How much research do you have to do about zombies, if any?

Reese; None, I would say! We didn’t on this one, and it comes from the gut and making stuff up and we tried to run with the idea that zombies are evolving because evolution is a real thing, but really, we didn’t do any research. It’s not that we’re lazy, it’s just that zombies don’t exist so it does allow us to put our imprint on things. We will guide our experience to what the plot is — we generally want to justify our plot rather than be true to some reality.

Wernick: What sets “Zombieland” apart from “The Walking Dead” is ours is a fun view of the world.
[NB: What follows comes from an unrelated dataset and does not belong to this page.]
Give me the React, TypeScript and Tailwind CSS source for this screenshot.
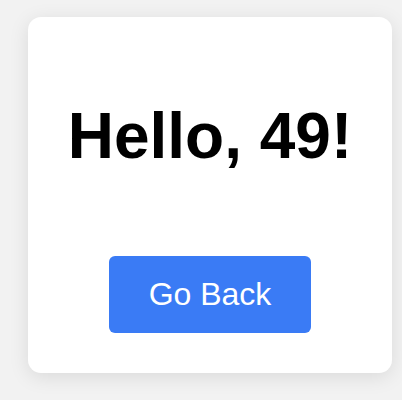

It’s hard to draw on some of these other zombie projects, because in our film, you could sleep in the White House if you wanted, like, oh my God, this is kind of the best. To draw on other projects would be a mistake.

Which character was the most fun to write for? 

Reese: My favorite to write is Columbus (Jesse Eisenberg) — he’s based on me so it’s the easiest character for me, so I just think, what would I do? But I like to think he’s a funnier, wittier version of me.

Wernick: I love Tallahassee (Woody Harrelson) so much. He has this carefree attitude and he speaks to me in a way that personally makes me smile. It’s his voice in my head that I hear when I’m writing.

“Zombieland: Double Tap” hits theaters on Friday.